Instruction: Type out the complete listing below word for word, without its pictures.

Given information:
_ _ _

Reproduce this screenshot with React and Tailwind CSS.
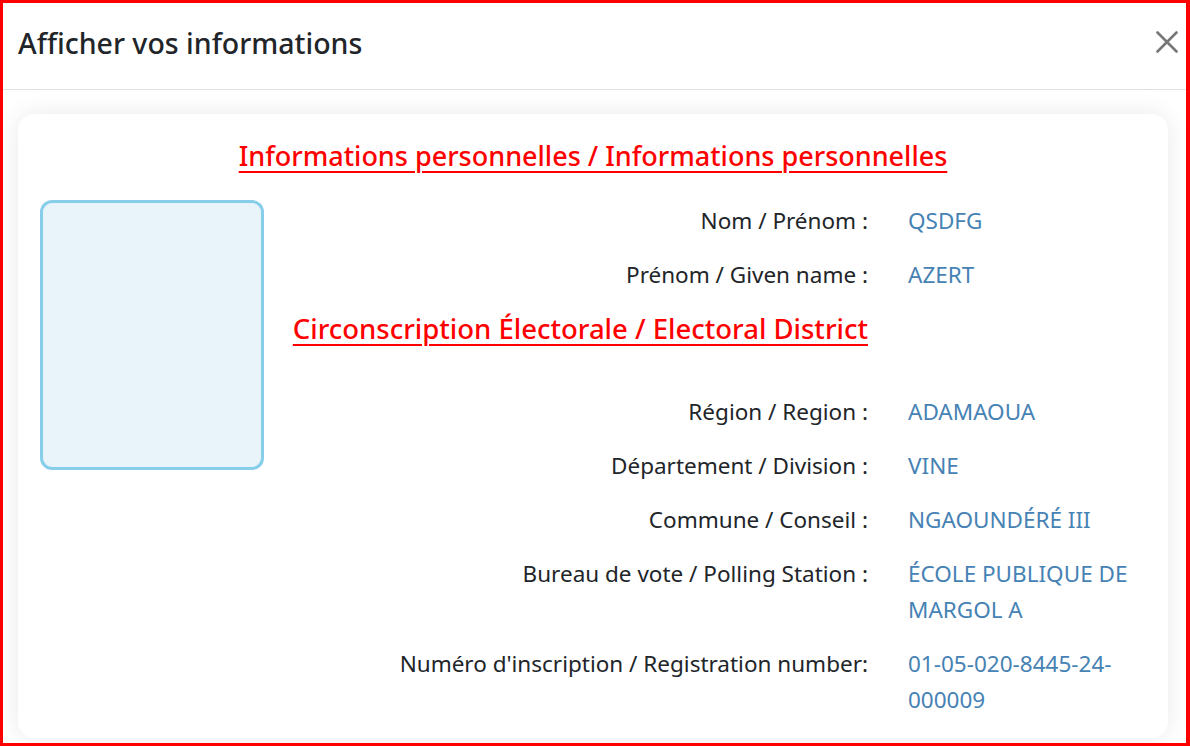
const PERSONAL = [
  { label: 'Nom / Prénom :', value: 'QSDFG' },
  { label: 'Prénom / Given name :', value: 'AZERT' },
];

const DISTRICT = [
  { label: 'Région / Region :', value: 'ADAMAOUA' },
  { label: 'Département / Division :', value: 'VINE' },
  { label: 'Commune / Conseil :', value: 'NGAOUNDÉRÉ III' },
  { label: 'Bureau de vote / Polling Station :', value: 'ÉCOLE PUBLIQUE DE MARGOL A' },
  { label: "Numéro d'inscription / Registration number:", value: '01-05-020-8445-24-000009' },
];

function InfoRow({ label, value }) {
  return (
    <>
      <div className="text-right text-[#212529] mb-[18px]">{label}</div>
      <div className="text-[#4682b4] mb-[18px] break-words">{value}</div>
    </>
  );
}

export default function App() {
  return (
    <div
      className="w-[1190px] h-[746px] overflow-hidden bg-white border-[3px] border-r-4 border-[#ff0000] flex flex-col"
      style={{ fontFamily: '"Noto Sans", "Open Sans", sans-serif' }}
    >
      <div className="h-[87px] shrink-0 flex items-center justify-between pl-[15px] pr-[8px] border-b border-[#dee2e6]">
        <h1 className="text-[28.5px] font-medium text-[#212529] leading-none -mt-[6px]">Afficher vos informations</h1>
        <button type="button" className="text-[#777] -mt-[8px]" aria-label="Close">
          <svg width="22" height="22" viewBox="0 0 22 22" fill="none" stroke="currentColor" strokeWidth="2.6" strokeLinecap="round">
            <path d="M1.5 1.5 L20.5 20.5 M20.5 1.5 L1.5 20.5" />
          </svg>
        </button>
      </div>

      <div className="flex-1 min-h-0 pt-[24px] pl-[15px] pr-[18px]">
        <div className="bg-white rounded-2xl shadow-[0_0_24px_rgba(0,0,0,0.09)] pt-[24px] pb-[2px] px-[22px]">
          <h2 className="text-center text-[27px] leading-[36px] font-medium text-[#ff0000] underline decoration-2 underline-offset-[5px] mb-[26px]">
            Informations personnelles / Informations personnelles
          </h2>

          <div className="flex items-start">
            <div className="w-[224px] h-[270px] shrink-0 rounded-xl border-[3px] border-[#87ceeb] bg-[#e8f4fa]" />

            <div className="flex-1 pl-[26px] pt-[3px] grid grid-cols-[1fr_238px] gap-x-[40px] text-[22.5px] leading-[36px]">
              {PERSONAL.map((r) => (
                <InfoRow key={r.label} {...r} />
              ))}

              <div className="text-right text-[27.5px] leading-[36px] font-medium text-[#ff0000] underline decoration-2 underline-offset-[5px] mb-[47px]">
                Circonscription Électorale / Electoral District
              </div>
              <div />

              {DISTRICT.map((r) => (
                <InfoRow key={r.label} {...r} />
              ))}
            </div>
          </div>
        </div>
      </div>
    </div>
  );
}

_ _ _

Reply to the task:
Reproduce this screenshot with React and Tailwind CSS.
const PERSONAL = [
  { label: 'Nom / Prénom :', value: 'QSDFG' },
  { label: 'Prénom / Given name :', value: 'AZERT' },
];

const DISTRICT = [
  { label: 'Région / Region :', value: 'ADAMAOUA' },
  { label: 'Département / Division :', value: 'VINE' },
  { label: 'Commune / Conseil :', value: 'NGAOUNDÉRÉ III' },
  { label: 'Bureau de vote / Polling Station :', value: 'ÉCOLE PUBLIQUE DE MARGOL A' },
  { label: "Numéro d'inscription / Registration number:", value: '01-05-020-8445-24-000009' },
];

function InfoRow({ label, value }) {
  return (
    <>
      <div className="text-right text-[#212529] mb-[18px]">{label}</div>
      <div className="text-[#4682b4] mb-[18px] break-words">{value}</div>
    </>
  );
}

export default function App() {
  return (
    <div
      className="w-[1190px] h-[746px] overflow-hidden bg-white border-[3px] border-r-4 border-[#ff0000] flex flex-col"
      style={{ fontFamily: '"Noto Sans", "Open Sans", sans-serif' }}
    >
      <div className="h-[87px] shrink-0 flex items-center justify-between pl-[15px] pr-[8px] border-b border-[#dee2e6]">
        <h1 className="text-[28.5px] font-medium text-[#212529] leading-none -mt-[6px]">Afficher vos informations</h1>
        <button type="button" className="text-[#777] -mt-[8px]" aria-label="Close">
          <svg width="22" height="22" viewBox="0 0 22 22" fill="none" stroke="currentColor" strokeWidth="2.6" strokeLinecap="round">
            <path d="M1.5 1.5 L20.5 20.5 M20.5 1.5 L1.5 20.5" />
          </svg>
        </button>
      </div>

      <div className="flex-1 min-h-0 pt-[24px] pl-[15px] pr-[18px]">
        <div className="bg-white rounded-2xl shadow-[0_0_24px_rgba(0,0,0,0.09)] pt-[24px] pb-[2px] px-[22px]">
          <h2 className="text-center text-[27px] leading-[36px] font-medium text-[#ff0000] underline decoration-2 underline-offset-[5px] mb-[26px]">
            Informations personnelles / Informations personnelles
          </h2>

          <div className="flex items-start">
            <div className="w-[224px] h-[270px] shrink-0 rounded-xl border-[3px] border-[#87ceeb] bg-[#e8f4fa]" />

            <div className="flex-1 pl-[26px] pt-[3px] grid grid-cols-[1fr_238px] gap-x-[40px] text-[22.5px] leading-[36px]">
              {PERSONAL.map((r) => (
                <InfoRow key={r.label} {...r} />
              ))}

              <div className="text-right text-[27.5px] leading-[36px] font-medium text-[#ff0000] underline decoration-2 underline-offset-[5px] mb-[47px]">
                Circonscription Électorale / Electoral District
              </div>
              <div />

              {DISTRICT.map((r) => (
                <InfoRow key={r.label} {...r} />
              ))}
            </div>
          </div>
        </div>
      </div>
    </div>
  );
}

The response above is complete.